Recorded data:
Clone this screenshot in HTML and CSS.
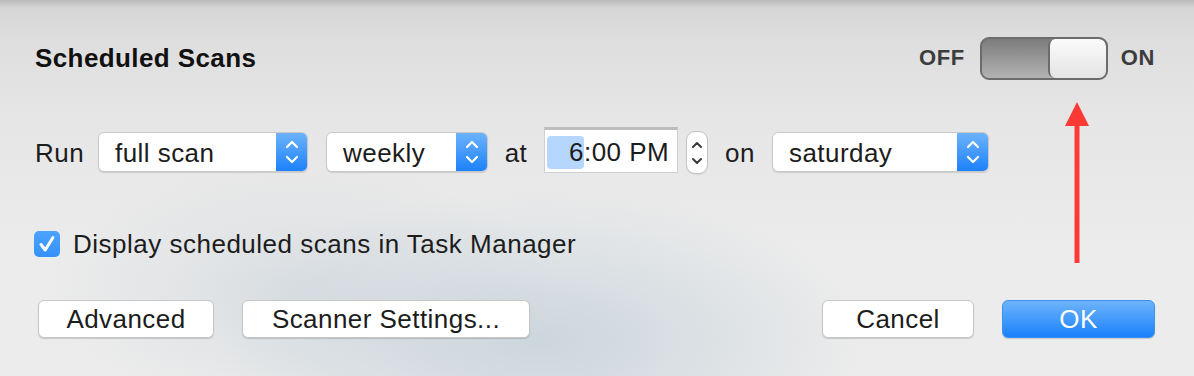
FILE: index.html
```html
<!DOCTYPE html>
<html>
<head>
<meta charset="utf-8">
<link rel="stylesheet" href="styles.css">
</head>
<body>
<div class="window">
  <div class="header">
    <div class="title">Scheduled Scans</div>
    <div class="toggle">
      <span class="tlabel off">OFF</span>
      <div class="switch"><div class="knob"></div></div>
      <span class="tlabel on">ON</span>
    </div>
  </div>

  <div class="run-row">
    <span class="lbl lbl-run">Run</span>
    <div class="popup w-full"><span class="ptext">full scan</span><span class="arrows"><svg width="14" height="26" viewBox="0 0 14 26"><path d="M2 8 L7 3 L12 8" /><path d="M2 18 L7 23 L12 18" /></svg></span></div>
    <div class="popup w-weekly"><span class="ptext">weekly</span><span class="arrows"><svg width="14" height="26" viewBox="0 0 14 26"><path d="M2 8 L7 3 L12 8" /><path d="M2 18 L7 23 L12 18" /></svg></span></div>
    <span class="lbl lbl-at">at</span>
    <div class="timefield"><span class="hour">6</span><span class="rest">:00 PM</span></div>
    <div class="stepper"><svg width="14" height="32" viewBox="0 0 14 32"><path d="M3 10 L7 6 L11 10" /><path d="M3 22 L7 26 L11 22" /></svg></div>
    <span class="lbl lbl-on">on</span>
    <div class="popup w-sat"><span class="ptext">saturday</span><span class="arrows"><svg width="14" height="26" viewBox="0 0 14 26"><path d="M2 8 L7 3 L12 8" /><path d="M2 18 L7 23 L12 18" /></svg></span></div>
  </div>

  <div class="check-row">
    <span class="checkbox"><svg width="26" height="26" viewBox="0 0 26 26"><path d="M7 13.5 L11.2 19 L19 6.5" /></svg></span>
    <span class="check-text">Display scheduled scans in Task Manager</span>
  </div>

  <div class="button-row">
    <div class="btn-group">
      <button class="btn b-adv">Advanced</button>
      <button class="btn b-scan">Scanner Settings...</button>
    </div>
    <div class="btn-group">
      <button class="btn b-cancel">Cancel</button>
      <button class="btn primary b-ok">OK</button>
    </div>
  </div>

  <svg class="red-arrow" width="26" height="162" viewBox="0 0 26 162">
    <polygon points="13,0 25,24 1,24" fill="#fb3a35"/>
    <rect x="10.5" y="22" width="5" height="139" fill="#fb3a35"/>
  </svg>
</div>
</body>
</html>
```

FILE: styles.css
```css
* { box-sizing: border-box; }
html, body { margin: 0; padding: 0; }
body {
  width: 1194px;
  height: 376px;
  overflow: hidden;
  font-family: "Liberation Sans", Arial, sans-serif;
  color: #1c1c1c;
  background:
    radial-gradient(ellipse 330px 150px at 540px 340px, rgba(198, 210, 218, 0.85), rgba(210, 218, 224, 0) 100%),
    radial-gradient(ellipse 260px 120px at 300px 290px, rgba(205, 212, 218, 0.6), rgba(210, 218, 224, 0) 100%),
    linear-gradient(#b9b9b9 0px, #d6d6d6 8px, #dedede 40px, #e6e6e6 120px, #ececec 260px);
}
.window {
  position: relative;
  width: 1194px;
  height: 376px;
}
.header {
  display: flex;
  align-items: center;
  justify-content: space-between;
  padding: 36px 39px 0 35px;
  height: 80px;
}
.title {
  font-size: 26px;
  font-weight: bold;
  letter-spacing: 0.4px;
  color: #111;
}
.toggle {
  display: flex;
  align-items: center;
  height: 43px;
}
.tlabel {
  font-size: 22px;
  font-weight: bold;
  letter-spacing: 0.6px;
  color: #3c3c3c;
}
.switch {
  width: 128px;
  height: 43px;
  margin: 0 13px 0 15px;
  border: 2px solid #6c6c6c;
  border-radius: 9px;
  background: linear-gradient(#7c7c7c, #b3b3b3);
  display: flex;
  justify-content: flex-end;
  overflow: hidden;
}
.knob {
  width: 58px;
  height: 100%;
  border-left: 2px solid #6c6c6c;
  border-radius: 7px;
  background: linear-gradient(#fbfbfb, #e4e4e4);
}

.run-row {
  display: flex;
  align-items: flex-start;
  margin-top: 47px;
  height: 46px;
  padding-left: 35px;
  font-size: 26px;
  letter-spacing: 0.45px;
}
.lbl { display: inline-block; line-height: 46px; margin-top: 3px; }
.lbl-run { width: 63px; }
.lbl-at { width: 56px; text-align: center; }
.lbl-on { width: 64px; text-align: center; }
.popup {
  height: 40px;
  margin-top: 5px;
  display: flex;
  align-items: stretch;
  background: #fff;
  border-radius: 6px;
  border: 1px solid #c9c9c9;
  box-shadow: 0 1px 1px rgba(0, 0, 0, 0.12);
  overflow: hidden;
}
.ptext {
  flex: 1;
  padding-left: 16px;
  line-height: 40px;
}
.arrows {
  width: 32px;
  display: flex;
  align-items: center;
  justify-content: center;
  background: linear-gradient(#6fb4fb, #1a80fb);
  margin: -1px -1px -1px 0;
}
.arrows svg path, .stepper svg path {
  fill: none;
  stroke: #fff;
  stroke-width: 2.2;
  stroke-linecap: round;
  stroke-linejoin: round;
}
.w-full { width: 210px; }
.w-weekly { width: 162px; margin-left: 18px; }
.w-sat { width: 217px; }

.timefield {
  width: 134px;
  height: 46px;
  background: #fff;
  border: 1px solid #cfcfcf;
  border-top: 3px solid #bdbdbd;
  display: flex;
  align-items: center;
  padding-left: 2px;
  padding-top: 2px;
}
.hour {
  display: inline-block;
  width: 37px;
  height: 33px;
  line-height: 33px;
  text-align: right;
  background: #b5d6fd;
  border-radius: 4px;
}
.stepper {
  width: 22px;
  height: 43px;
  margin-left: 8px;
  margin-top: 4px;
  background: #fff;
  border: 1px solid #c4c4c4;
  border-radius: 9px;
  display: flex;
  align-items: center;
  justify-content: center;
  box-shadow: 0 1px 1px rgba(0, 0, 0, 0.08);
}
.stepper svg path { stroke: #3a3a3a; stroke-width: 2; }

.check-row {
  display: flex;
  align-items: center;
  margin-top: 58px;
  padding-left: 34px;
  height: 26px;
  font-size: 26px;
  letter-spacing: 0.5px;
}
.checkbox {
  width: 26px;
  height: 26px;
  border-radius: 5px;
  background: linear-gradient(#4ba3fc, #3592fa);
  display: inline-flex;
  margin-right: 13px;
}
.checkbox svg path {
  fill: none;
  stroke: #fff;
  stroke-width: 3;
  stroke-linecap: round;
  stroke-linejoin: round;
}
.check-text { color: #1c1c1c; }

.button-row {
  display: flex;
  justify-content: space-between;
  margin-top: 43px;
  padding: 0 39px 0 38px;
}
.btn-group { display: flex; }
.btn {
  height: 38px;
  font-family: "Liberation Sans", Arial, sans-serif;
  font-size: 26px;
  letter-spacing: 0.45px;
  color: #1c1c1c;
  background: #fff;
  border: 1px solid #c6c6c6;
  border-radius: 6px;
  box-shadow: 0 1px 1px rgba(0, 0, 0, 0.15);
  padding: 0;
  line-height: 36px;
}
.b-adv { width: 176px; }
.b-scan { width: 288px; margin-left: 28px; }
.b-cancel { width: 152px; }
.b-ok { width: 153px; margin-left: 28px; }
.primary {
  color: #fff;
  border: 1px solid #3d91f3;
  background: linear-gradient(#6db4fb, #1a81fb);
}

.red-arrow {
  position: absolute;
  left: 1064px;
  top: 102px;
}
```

Required work: Produce an exact copy of each line of data, skipping embedded images.

Task solution:
Clone this screenshot in HTML and CSS.
FILE: index.html
```html
<!DOCTYPE html>
<html>
<head>
<meta charset="utf-8">
<link rel="stylesheet" href="styles.css">
</head>
<body>
<div class="window">
  <div class="header">
    <div class="title">Scheduled Scans</div>
    <div class="toggle">
      <span class="tlabel off">OFF</span>
      <div class="switch"><div class="knob"></div></div>
      <span class="tlabel on">ON</span>
    </div>
  </div>

  <div class="run-row">
    <span class="lbl lbl-run">Run</span>
    <div class="popup w-full"><span class="ptext">full scan</span><span class="arrows"><svg width="14" height="26" viewBox="0 0 14 26"><path d="M2 8 L7 3 L12 8" /><path d="M2 18 L7 23 L12 18" /></svg></span></div>
    <div class="popup w-weekly"><span class="ptext">weekly</span><span class="arrows"><svg width="14" height="26" viewBox="0 0 14 26"><path d="M2 8 L7 3 L12 8" /><path d="M2 18 L7 23 L12 18" /></svg></span></div>
    <span class="lbl lbl-at">at</span>
    <div class="timefield"><span class="hour">6</span><span class="rest">:00 PM</span></div>
    <div class="stepper"><svg width="14" height="32" viewBox="0 0 14 32"><path d="M3 10 L7 6 L11 10" /><path d="M3 22 L7 26 L11 22" /></svg></div>
    <span class="lbl lbl-on">on</span>
    <div class="popup w-sat"><span class="ptext">saturday</span><span class="arrows"><svg width="14" height="26" viewBox="0 0 14 26"><path d="M2 8 L7 3 L12 8" /><path d="M2 18 L7 23 L12 18" /></svg></span></div>
  </div>

  <div class="check-row">
    <span class="checkbox"><svg width="26" height="26" viewBox="0 0 26 26"><path d="M7 13.5 L11.2 19 L19 6.5" /></svg></span>
    <span class="check-text">Display scheduled scans in Task Manager</span>
  </div>

  <div class="button-row">
    <div class="btn-group">
      <button class="btn b-adv">Advanced</button>
      <button class="btn b-scan">Scanner Settings...</button>
    </div>
    <div class="btn-group">
      <button class="btn b-cancel">Cancel</button>
      <button class="btn primary b-ok">OK</button>
    </div>
  </div>

  <svg class="red-arrow" width="26" height="162" viewBox="0 0 26 162">
    <polygon points="13,0 25,24 1,24" fill="#fb3a35"/>
    <rect x="10.5" y="22" width="5" height="139" fill="#fb3a35"/>
  </svg>
</div>
</body>
</html>
```

FILE: styles.css
```css
* { box-sizing: border-box; }
html, body { margin: 0; padding: 0; }
body {
  width: 1194px;
  height: 376px;
  overflow: hidden;
  font-family: "Liberation Sans", Arial, sans-serif;
  color: #1c1c1c;
  background:
    radial-gradient(ellipse 330px 150px at 540px 340px, rgba(198, 210, 218, 0.85), rgba(210, 218, 224, 0) 100%),
    radial-gradient(ellipse 260px 120px at 300px 290px, rgba(205, 212, 218, 0.6), rgba(210, 218, 224, 0) 100%),
    linear-gradient(#b9b9b9 0px, #d6d6d6 8px, #dedede 40px, #e6e6e6 120px, #ececec 260px);
}
.window {
  position: relative;
  width: 1194px;
  height: 376px;
}
.header {
  display: flex;
  align-items: center;
  justify-content: space-between;
  padding: 36px 39px 0 35px;
  height: 80px;
}
.title {
  font-size: 26px;
  font-weight: bold;
  letter-spacing: 0.4px;
  color: #111;
}
.toggle {
  display: flex;
  align-items: center;
  height: 43px;
}
.tlabel {
  font-size: 22px;
  font-weight: bold;
  letter-spacing: 0.6px;
  color: #3c3c3c;
}
.switch {
  width: 128px;
  height: 43px;
  margin: 0 13px 0 15px;
  border: 2px solid #6c6c6c;
  border-radius: 9px;
  background: linear-gradient(#7c7c7c, #b3b3b3);
  display: flex;
  justify-content: flex-end;
  overflow: hidden;
}
.knob {
  width: 58px;
  height: 100%;
  border-left: 2px solid #6c6c6c;
  border-radius: 7px;
  background: linear-gradient(#fbfbfb, #e4e4e4);
}

.run-row {
  display: flex;
  align-items: flex-start;
  margin-top: 47px;
  height: 46px;
  padding-left: 35px;
  font-size: 26px;
  letter-spacing: 0.45px;
}
.lbl { display: inline-block; line-height: 46px; margin-top: 3px; }
.lbl-run { width: 63px; }
.lbl-at { width: 56px; text-align: center; }
.lbl-on { width: 64px; text-align: center; }
.popup {
  height: 40px;
  margin-top: 5px;
  display: flex;
  align-items: stretch;
  background: #fff;
  border-radius: 6px;
  border: 1px solid #c9c9c9;
  box-shadow: 0 1px 1px rgba(0, 0, 0, 0.12);
  overflow: hidden;
}
.ptext {
  flex: 1;
  padding-left: 16px;
  line-height: 40px;
}
.arrows {
  width: 32px;
  display: flex;
  align-items: center;
  justify-content: center;
  background: linear-gradient(#6fb4fb, #1a80fb);
  margin: -1px -1px -1px 0;
}
.arrows svg path, .stepper svg path {
  fill: none;
  stroke: #fff;
  stroke-width: 2.2;
  stroke-linecap: round;
  stroke-linejoin: round;
}
.w-full { width: 210px; }
.w-weekly { width: 162px; margin-left: 18px; }
.w-sat { width: 217px; }

.timefield {
  width: 134px;
  height: 46px;
  background: #fff;
  border: 1px solid #cfcfcf;
  border-top: 3px solid #bdbdbd;
  display: flex;
  align-items: center;
  padding-left: 2px;
  padding-top: 2px;
}
.hour {
  display: inline-block;
  width: 37px;
  height: 33px;
  line-height: 33px;
  text-align: right;
  background: #b5d6fd;
  border-radius: 4px;
}
.stepper {
  width: 22px;
  height: 43px;
  margin-left: 8px;
  margin-top: 4px;
  background: #fff;
  border: 1px solid #c4c4c4;
  border-radius: 9px;
  display: flex;
  align-items: center;
  justify-content: center;
  box-shadow: 0 1px 1px rgba(0, 0, 0, 0.08);
}
.stepper svg path { stroke: #3a3a3a; stroke-width: 2; }

.check-row {
  display: flex;
  align-items: center;
  margin-top: 58px;
  padding-left: 34px;
  height: 26px;
  font-size: 26px;
  letter-spacing: 0.5px;
}
.checkbox {
  width: 26px;
  height: 26px;
  border-radius: 5px;
  background: linear-gradient(#4ba3fc, #3592fa);
  display: inline-flex;
  margin-right: 13px;
}
.checkbox svg path {
  fill: none;
  stroke: #fff;
  stroke-width: 3;
  stroke-linecap: round;
  stroke-linejoin: round;
}
.check-text { color: #1c1c1c; }

.button-row {
  display: flex;
  justify-content: space-between;
  margin-top: 43px;
  padding: 0 39px 0 38px;
}
.btn-group { display: flex; }
.btn {
  height: 38px;
  font-family: "Liberation Sans", Arial, sans-serif;
  font-size: 26px;
  letter-spacing: 0.45px;
  color: #1c1c1c;
  background: #fff;
  border: 1px solid #c6c6c6;
  border-radius: 6px;
  box-shadow: 0 1px 1px rgba(0, 0, 0, 0.15);
  padding: 0;
  line-height: 36px;
}
.b-adv { width: 176px; }
.b-scan { width: 288px; margin-left: 28px; }
.b-cancel { width: 152px; }
.b-ok { width: 153px; margin-left: 28px; }
.primary {
  color: #fff;
  border: 1px solid #3d91f3;
  background: linear-gradient(#6db4fb, #1a81fb);
}

.red-arrow {
  position: absolute;
  left: 1064px;
  top: 102px;
}
```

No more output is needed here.